A Book Named Fred
Among other things, the Arduino-based RFID reader I built allowed me to sense when a book (which I named Fred) passed a sensor. What would a book tweet? Possibly it would announce itself as it passed from one reader to another.
To see what this might look like, I asked people following my Twitter feed to send their own locations to @fredfeeder.
Your cellphone's GPS is already tracking you. Consumers were alarmed to find out that one mall was experimenting with technology that watched the movements of individual shoppers by tracking unique identifying codes emitted from their cellphones (Matyszczyk, 2011). After much handwringing, the test was halted.
In related news, researchers recently studied anonymized cellphone data and discovered that an individual's daily movement was 93% predictable (Song et al., 2010). Once someone knows where you went, they know where you'll probably be going.

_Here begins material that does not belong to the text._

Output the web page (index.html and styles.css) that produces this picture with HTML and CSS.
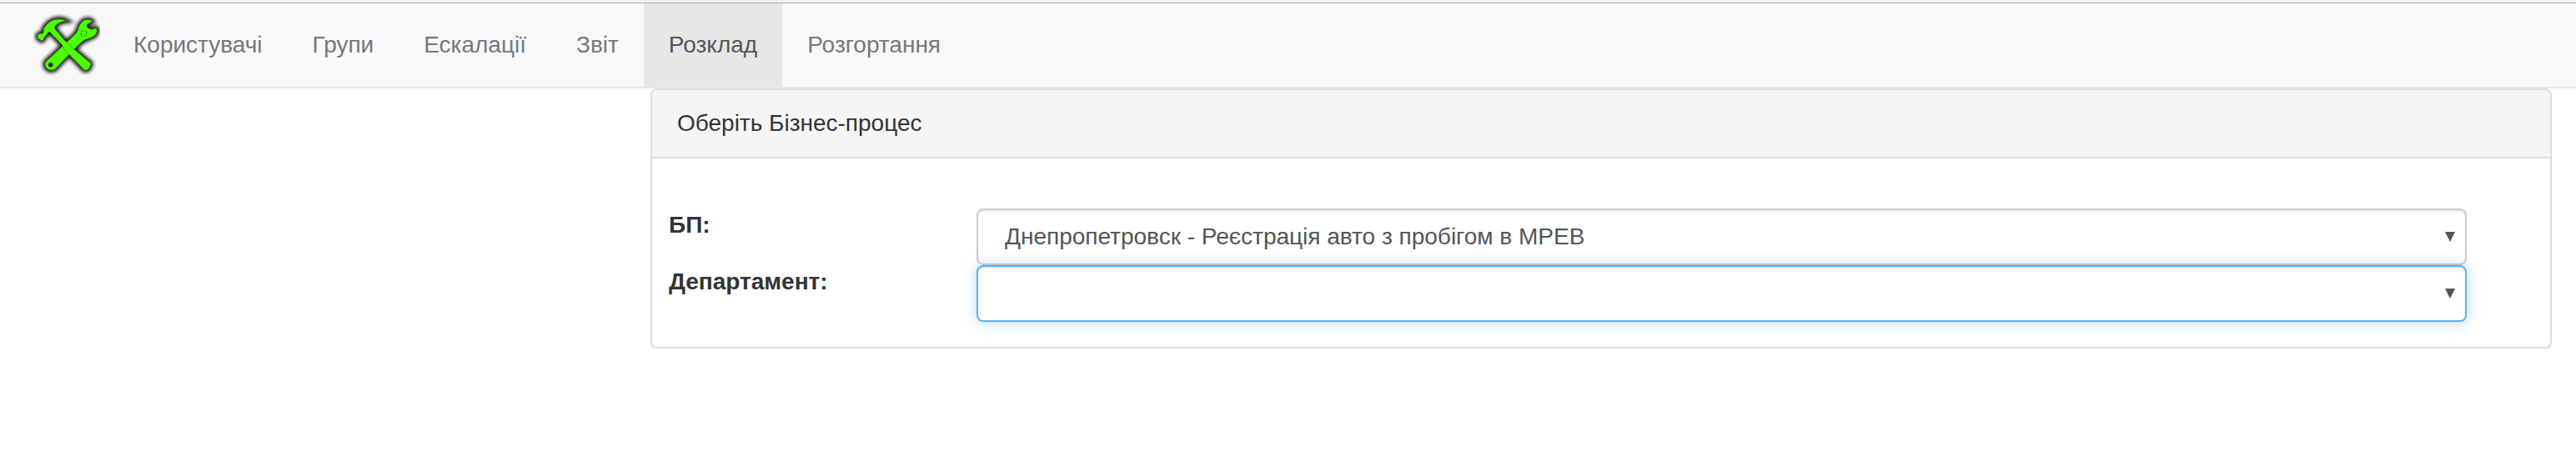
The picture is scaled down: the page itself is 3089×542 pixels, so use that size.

As Ben Vershbow (2006) pointed out, the book is now reading you: Five years before the announcement of Google+, Vershbow suggested that Google's attempts to track user data tied into its marketing strategies. The phrase has an alarmist ring to it, but what can you call it besides "vast paranoid conspiracy"?
Or perhaps it only feels that way from the outside: Clive Thompson (2008), among others, has commented on the ambient awareness built up out of that stream of tiny, mundane details. We're trading our demographic data (with advertisers) for a sense of intimacy (with friends).